A Synopsis of Separation and Segregation in the Modern Day Classroom
February 11, 2016
From the lower level English classes at Palmetto to the Advanced Placement (AP) courses, the percentages of differing social classes changes drastically. As curriculum level increases, so too does classism and racism. Tenth grade English teacher Ms. Keisha McIntyre-McCullough took note of the segregation and discrepancies within the walls of her classroom, and other classrooms at Palmetto. She took her observations and turned them into an article, Speaking Truth to Power, which encompasses the reality in the placement of students in English classes. Her article was published in the National Council of Teachers of English’s English Journal.
In her article, McIntyre-McCullough breaks the social silence of ignoring what she says is problematic across the board, the presence of racism and classism in the education system.
McIntyre-McCullough has worked at more than five schools in teaching career. During her experiences at multiple schools in South Florida, she noticed trends.
“How we level students by putting students in certain classrooms can be detrimental because it’s sometimes based on social class or based on color, and that can be problematic,” McIntyre-McCullough said.
She believes that students should be given equal chances to learn material, regardless of their level of curriculum.
“If we are putting only certain people in one class and certain people in the other, and teach each group certain things versus teaching another group the other, then you’re institutionalizing racism, classism, and not everybody gets an equal chance.”
In her classroom, she thinks some students have been trained for failure based off of previous setbacks they have experienced.
“When a student says ‘I’m not smart enough to learn this,’ that’s a problem.
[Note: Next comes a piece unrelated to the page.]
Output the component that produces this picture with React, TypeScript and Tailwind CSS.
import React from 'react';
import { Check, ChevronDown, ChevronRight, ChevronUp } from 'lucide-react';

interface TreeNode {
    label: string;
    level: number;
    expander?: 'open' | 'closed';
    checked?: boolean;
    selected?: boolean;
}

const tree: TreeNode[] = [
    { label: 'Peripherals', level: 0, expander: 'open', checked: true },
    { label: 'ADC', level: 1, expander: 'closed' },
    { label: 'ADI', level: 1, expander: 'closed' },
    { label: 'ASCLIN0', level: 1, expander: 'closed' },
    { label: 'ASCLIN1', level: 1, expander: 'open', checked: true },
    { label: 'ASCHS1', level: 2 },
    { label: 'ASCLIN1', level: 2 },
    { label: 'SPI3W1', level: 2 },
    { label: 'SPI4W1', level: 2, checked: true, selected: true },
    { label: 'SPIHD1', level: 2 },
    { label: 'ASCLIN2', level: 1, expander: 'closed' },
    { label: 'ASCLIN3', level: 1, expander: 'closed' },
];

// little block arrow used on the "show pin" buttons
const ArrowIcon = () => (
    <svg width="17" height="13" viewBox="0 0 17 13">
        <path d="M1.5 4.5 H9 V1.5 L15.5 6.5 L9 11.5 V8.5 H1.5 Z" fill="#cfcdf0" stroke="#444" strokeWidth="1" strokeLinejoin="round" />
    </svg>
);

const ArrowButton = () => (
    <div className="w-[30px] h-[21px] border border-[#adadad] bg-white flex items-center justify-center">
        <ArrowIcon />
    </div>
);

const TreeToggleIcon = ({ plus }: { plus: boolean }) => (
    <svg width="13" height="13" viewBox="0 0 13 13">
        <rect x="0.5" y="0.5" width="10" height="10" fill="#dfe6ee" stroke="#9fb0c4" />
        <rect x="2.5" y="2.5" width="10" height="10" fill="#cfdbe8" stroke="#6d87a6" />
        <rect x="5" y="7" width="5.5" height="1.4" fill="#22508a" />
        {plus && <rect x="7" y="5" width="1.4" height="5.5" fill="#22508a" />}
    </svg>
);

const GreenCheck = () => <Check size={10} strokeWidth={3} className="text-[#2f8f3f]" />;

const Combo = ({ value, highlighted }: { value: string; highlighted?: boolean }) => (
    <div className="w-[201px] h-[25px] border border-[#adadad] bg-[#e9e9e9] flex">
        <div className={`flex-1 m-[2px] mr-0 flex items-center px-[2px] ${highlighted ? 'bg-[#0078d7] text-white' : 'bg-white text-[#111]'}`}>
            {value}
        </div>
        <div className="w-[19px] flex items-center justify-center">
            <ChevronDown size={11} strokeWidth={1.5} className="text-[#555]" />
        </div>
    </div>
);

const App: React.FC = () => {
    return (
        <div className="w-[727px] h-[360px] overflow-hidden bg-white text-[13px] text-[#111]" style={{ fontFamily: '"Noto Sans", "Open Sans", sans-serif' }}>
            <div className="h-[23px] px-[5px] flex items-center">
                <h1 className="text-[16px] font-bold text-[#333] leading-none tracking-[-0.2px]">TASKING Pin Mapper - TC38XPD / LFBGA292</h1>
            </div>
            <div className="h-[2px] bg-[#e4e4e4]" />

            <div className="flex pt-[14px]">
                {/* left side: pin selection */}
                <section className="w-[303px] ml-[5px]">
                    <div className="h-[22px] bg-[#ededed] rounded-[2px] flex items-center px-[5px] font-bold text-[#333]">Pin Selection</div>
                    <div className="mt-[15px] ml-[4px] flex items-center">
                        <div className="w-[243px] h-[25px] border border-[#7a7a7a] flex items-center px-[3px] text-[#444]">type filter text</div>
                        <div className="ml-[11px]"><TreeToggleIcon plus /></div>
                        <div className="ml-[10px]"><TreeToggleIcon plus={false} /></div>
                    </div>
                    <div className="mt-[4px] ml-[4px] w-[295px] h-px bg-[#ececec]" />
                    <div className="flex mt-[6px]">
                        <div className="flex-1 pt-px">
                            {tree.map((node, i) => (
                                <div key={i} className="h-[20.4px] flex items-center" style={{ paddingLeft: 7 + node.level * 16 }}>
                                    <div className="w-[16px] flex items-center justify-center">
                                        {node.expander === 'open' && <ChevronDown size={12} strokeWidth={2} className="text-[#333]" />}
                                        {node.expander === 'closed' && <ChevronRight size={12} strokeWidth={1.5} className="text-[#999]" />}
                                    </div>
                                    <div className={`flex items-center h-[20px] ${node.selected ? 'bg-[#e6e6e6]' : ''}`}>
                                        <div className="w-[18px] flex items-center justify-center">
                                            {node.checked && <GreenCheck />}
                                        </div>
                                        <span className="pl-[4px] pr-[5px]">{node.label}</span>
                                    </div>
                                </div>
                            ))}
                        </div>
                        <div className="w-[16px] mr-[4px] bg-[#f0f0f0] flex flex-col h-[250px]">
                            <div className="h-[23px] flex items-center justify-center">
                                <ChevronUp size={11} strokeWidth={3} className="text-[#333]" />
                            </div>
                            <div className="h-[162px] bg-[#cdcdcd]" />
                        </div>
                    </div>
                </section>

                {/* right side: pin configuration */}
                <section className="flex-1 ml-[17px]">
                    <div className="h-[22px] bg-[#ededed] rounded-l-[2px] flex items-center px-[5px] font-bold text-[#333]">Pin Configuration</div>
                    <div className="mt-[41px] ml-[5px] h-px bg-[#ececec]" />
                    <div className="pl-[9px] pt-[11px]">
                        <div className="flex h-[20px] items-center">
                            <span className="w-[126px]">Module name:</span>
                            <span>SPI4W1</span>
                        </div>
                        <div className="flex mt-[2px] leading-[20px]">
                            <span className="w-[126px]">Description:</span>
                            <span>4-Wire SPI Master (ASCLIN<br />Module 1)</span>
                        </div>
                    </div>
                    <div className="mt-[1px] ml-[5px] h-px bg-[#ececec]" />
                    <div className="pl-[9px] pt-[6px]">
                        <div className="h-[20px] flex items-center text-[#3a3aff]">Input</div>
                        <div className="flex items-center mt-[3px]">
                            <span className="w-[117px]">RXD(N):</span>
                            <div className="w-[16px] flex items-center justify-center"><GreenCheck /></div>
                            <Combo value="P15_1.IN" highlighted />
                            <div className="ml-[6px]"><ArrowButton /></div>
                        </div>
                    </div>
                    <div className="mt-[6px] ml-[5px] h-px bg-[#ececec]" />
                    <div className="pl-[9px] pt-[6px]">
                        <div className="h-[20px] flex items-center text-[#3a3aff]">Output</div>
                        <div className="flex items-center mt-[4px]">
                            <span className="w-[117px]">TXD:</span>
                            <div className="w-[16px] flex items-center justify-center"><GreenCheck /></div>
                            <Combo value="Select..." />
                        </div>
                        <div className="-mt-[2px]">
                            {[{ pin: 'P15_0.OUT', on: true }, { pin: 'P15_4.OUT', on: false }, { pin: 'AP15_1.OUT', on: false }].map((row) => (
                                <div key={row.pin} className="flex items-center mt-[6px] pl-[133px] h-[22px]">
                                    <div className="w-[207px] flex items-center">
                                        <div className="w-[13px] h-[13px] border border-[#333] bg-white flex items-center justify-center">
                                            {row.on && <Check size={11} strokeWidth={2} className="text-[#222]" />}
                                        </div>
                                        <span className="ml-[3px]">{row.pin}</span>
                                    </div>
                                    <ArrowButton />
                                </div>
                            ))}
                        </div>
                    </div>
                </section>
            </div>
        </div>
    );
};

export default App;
It means they’ve been trained that they’re not smart enough,” McIntyre-McCullough said. “No one told them ‘this is something you can do.’”
Based off of her personal experience, she has seen students of color get demoted to lower level classes rather than be given the chance to struggle in AP classes.
“In most cases, it is the teacher who dismisses the student from his or her classroom and unfortunately, these students are more than likely children of color,” McIntyre-McCullough wrote.
In addition to racial segregation in classrooms, there is also a gap in the classroom based on the student’s economic status. According to McIntyre-McCullough’s article, students in poverty and lower income families have demonstrated low achievement in schooling. In Jeffrey Max and Steven Glazerman’s Institute of Science Study, they found that children of poverty had teachers without effective training qualifications.
“Children of poverty or children whose faces are not part of the dominant culture’s endure a marginalized existence in today’s school system.” she wrote in her article.
McIntyre-McCullough believes the solution to a segregated and economically tense classroom setting lies in the hands of not only the teachers, but parents of the students, too.
“[the solution] can be mitigated through the teacher,” McIntyre-McCullough said. “If a teacher says that ‘Hey I have these students and I can be compassionate and then share all of my knowledge with them’ and not be close closeted and say ‘I have a bunch of blank students and I’m only going to teach them blank’ you can avoid social injustice.”
In her article, she discusses the importance of highly trained teachers who can discuss social injustice and racial issues openly with students.
“We need parents to be trained to know the importance of learning and school,” McIntyre-McCullough said. “It’s not something that will change over night.”
McIntyre-McCullough is a woman of color who came from a foreign country to the U.S.
“I see how in other counties, if you don’t pass a test, you are automatically in a vocational community,” she said. “You have no hope to be anything more than a blue collar worker.”
McIntyre-McCullough believes that if America tries to pick up this system, it will contradict America’s democratic values..
Before McIntyre-McCullough came to America, her parents had the image of a nation where there was equality present across the board.
In the school system, it is apparent equality favors specific people.
“In a nation of freedom, only certain people get that freedom,” she said. “On the surface there’s equality, but not really.”